> _What you will do_
Answer with nothing but the number of lines that include the word "this".

********************

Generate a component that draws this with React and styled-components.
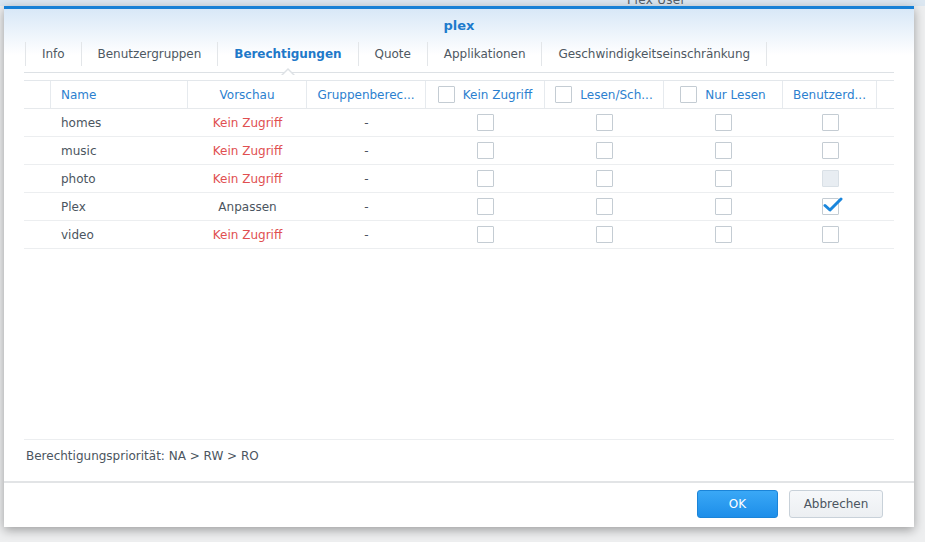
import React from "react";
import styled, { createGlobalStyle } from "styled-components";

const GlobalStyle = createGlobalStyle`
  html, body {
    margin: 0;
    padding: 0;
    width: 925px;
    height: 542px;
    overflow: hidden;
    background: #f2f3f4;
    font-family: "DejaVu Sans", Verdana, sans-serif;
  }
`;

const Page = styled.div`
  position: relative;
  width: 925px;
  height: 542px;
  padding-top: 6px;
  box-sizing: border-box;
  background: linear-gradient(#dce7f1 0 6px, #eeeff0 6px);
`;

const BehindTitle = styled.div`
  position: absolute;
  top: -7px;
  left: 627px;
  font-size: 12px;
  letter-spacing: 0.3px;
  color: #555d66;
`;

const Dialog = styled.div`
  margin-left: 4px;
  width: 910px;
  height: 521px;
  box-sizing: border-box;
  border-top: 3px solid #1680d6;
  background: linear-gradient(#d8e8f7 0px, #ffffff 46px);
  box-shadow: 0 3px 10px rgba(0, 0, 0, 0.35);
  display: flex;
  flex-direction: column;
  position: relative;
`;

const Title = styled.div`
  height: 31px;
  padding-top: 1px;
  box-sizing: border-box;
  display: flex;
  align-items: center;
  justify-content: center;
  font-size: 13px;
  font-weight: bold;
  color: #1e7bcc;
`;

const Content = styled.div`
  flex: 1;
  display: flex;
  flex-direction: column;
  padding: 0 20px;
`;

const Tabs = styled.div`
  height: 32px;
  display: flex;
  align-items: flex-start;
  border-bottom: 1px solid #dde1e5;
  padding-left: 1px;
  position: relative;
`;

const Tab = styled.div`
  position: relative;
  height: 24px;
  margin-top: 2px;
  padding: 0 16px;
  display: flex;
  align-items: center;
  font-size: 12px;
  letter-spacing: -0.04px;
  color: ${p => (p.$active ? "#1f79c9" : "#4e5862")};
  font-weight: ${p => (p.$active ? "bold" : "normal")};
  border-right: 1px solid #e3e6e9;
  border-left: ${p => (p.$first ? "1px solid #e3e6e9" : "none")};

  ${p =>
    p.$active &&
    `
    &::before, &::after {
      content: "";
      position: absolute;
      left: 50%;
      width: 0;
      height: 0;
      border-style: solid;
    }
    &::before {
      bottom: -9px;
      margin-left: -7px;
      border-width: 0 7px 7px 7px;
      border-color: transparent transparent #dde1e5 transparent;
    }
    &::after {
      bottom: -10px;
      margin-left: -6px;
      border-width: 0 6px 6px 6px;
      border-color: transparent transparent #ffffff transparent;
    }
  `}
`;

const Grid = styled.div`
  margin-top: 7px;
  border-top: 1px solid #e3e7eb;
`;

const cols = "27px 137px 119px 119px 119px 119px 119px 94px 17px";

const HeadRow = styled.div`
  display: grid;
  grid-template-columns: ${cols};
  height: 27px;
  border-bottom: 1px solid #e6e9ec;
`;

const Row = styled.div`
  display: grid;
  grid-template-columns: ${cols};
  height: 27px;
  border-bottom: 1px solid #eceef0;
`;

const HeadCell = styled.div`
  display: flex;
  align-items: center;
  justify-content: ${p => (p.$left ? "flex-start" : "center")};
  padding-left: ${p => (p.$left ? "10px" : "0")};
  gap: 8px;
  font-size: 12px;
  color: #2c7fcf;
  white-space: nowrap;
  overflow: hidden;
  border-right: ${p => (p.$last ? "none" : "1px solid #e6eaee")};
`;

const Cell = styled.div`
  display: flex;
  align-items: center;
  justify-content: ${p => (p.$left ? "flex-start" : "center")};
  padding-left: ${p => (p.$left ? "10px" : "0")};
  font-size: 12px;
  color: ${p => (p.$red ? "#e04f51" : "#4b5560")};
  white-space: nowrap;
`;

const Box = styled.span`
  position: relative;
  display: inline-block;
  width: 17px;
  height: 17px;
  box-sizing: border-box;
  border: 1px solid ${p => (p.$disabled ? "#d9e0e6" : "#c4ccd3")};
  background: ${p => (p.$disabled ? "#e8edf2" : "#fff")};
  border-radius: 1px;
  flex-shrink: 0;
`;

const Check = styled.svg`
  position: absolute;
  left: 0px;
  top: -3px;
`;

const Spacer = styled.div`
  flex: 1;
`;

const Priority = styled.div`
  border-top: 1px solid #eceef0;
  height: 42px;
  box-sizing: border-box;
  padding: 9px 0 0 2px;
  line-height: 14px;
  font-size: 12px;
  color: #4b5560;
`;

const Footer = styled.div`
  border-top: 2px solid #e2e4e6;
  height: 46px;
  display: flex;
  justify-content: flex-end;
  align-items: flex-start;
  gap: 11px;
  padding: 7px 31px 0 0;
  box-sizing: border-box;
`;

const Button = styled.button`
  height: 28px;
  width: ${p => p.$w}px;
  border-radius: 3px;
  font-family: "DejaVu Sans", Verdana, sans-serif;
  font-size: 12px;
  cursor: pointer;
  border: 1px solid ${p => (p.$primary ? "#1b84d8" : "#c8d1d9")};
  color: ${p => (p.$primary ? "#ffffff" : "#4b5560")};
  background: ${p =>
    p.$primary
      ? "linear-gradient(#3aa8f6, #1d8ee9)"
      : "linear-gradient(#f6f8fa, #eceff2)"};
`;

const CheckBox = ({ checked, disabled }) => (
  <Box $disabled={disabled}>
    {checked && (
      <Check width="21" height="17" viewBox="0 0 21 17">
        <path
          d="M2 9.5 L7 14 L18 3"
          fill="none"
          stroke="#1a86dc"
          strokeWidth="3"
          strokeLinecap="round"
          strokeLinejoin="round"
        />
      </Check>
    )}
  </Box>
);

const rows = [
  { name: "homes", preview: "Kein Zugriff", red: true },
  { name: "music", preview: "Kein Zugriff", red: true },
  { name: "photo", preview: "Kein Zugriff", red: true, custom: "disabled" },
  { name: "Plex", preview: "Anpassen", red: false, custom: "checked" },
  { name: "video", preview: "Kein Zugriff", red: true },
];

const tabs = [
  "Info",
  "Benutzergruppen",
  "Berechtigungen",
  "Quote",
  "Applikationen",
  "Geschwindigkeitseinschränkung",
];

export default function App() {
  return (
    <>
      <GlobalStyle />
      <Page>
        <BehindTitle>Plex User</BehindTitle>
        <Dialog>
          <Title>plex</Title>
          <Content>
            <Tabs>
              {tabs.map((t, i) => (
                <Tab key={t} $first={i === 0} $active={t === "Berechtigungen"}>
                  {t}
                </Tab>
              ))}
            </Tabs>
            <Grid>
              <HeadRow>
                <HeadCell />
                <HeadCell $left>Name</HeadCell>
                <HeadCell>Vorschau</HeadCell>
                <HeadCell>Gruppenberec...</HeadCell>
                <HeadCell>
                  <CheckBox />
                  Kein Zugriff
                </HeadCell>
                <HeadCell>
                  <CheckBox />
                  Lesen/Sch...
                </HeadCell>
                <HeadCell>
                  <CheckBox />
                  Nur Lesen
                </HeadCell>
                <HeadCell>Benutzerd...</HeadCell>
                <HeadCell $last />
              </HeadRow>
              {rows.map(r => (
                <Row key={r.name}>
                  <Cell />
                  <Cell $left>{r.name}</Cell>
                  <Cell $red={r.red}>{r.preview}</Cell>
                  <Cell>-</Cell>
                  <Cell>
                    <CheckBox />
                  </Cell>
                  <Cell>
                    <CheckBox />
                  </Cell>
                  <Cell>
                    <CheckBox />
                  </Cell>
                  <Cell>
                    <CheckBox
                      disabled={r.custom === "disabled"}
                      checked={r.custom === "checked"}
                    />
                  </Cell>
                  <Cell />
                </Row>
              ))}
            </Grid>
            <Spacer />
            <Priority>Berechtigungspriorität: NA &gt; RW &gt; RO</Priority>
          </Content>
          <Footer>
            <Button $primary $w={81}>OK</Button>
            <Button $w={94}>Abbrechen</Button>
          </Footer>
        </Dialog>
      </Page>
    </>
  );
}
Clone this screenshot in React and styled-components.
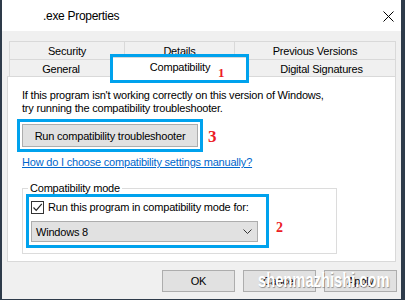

********************

> _Solution to the exercise_
2